C. Emlen Urban: John Reynolds Middle School on West Walnut Street

For more than 45 years, the prolific Urban created many of the historic landmarks that are fundamental to the beloved character of Lancaster City. In this post, we will examine Urban’s 1929 West Walnut Street structure.

The John Reynolds Middle School, located at 605 West Walnut Street, may be the last complete building C. Emlen Urban designed.

It is in the Gothic Revival style. Urban employed the classic facade design device of base, middle, and cap sections to create a sense of proportion and to organize the height and mass of the building. There are only two materials utilized in the exterior – a rough-textured tan-gold colored brick and cut stone.
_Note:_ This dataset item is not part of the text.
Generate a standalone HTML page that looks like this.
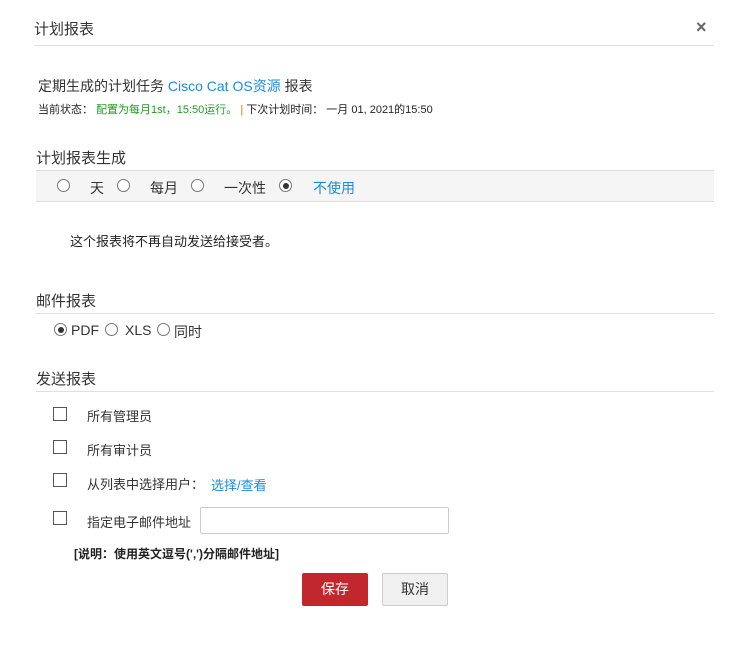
<!DOCTYPE html>
<html><head><meta charset="utf-8"><style>
body{margin:0;width:747px;height:647px;background:#fff;font-family:"Liberation Sans","Noto Sans CJK SC",sans-serif;color:#333;position:relative;overflow:hidden}
.a{position:absolute;white-space:nowrap}
.hr{position:absolute;height:1px;background:#e0e0e0}
.rad{position:absolute;width:11px;height:11px;border:1px solid #777;border-radius:50%;background:#fff}
.rad.on::after{content:"";position:absolute;left:2.5px;top:2.5px;width:6px;height:6px;border-radius:50%;background:#333}
.cb{position:absolute;width:12px;height:12px;border:1px solid #555;background:#fff}
.blue{color:#1a8ce0}
</style></head><body>
<div class="a" style="left:34px;top:18px;font-size:15px">计划报表</div>
<div class="a" style="left:696px;top:17px;font-size:18px;color:#666;font-weight:bold">×</div>
<div class="hr" style="left:34px;top:45px;width:680px"></div>
<div class="a" style="left:38px;top:76px;font-size:14px">定期生成的计划任务 <span class="blue">Cisco Cat OS资源</span> 报表</div>
<div class="a" style="left:38px;top:101px;font-size:11px;color:#222">当前状态： <span style="color:#1e9e1e">配置为每月1st，15:50运行。</span> <span style="color:#e07b00">|</span> 下次计划时间： 一月 01, 2021的15:50</div>
<div class="a" style="left:36px;top:147px;font-size:15px">计划报表生成</div>
<div style="position:absolute;left:36px;top:170px;width:678px;height:30px;background:#f5f5f5;border-top:1px solid #ddd;border-bottom:1px solid #ddd"></div>
<div class="rad" style="left:57px;top:179px"></div><div class="a" style="left:90px;top:178px;font-size:14px">天</div>
<div class="rad" style="left:117px;top:179px"></div><div class="a" style="left:150px;top:178px;font-size:14px">每月</div>
<div class="rad" style="left:191px;top:179px"></div><div class="a" style="left:224px;top:178px;font-size:14px">一次性</div>
<div class="rad on" style="left:279px;top:179px"></div><div class="a blue" style="left:313px;top:178px;font-size:14px">不使用</div>
<div class="a" style="left:70px;top:231px;font-size:13px;color:#222">这个报表将不再自动发送给接受者。</div>
<div class="a" style="left:36px;top:290px;font-size:15px">邮件报表</div>
<div class="hr" style="left:36px;top:313px;width:678px"></div>
<div class="rad on" style="left:54px;top:323px"></div><div class="a" style="left:71px;top:322px;font-size:14px">PDF</div>
<div class="rad" style="left:105px;top:323px"></div><div class="a" style="left:125px;top:322px;font-size:14px">XLS</div>
<div class="rad" style="left:157px;top:323px"></div><div class="a" style="left:174px;top:322px;font-size:14px">同时</div>
<div class="a" style="left:36px;top:368px;font-size:15px">发送报表</div>
<div class="hr" style="left:36px;top:391px;width:678px"></div>
<div class="cb" style="left:53px;top:407px"></div><div class="a" style="left:87px;top:406px;font-size:13px">所有管理员</div>
<div class="cb" style="left:53px;top:440px"></div><div class="a" style="left:87px;top:440px;font-size:13px">所有审计员</div>
<div class="cb" style="left:53px;top:473px"></div><div class="a" style="left:87px;top:474px;font-size:13px">从列表中选择用户：</div>
<div class="a blue" style="left:211px;top:475px;font-size:13px">选择/查看</div>
<div class="cb" style="left:53px;top:511px"></div><div class="a" style="left:87px;top:512px;font-size:13px">指定电子邮件地址</div>
<div style="position:absolute;left:200px;top:507px;width:247px;height:25px;border:1px solid #ccc;border-radius:2px"></div>
<div class="a" style="left:74px;top:545px;font-size:12px;color:#222;font-weight:bold">[说明：使用英文逗号(',')分隔邮件地址]</div>
<div style="position:absolute;left:302px;top:573px;width:66px;height:33px;background:#c1272d;border-radius:2px;color:#fff;font-size:14px;text-align:center;line-height:33px">保存</div>
<div style="position:absolute;left:382px;top:573px;width:64px;height:31px;background:#f0f0f0;border:1px solid #ccc;border-radius:2px;font-size:14px;text-align:center;line-height:31px">取消</div>
</body></html>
The base level of the facade is distinguished by arched openings in the central portion of the main facade. The pilasters are topped with simple sloped caps. The top of the base section is marked with a continuous, two-part, small stone cornice.

The middle portion consists of two stories of paired windows and two-story pilasters topped with sloped caps. On the east and west elevations and in the north wings of the building are two-story brick panels with a projecting diamond pattern. The panels are outlined in a width of stone and bordered with a wide brick band further edged with a soldier course. The whole panel is slightly recessed. The patterned panels enliven the windowless wall surface and further identify the tall middle section of the facade. This 1927-1929 two-story section is topped with a larger cornice of cut stone. At equal intervals around the entire perimeter of the building are floral faced brackets in the cornice.

The cap section is a brick parapet wall broken at intervals and trimmed with cut stone with angled faces. The light color draws attention to the top of the building.

The primary facade along Walnut Street is 21 bays long and organized side to side into five distinct symmetrical groupings.

Two unusual features found inside the school are the cafeteria and an airshaft. The cafeteria is on the third floor and features an interesting art deco tile design around the water fountain. In addition, the interior of the building includes a structural airshaft, a vertical opening within the building. Windows in the airshaft provide both sunlight and ventilation.

The Lancaster Board of Education built Reynolds Middle School (formerly West Junior High) and Hand Middle (formerly East Junior High) at the same time. Each school cost $894,928.70 and had identical interior features. The schools were dedicated a day apart. The West Junior High dedication was on February 22, 1929, and over 1,000 people attended. The mid-year class donated $42 to the school for the purchase of a motion picture machine
for use in the visual education and library classroom.

Following the opening of these two schools, an editorial in the Lancaster New Era encouraged the Board of Education to “plan another modern school at once, so the children of Lancaster do not have to be educated in barns, basements, churches, or part-time ever again.”

In July 1939, the Lancaster School District changed the names of their schools to honor famous educators, military figures, and politicians. The West Junior High was named for John Reynolds. A local man, Reynolds was a career Army general who fought in many key battles of the Civil War. He was killed on the first day of the Battle of Gettysburg.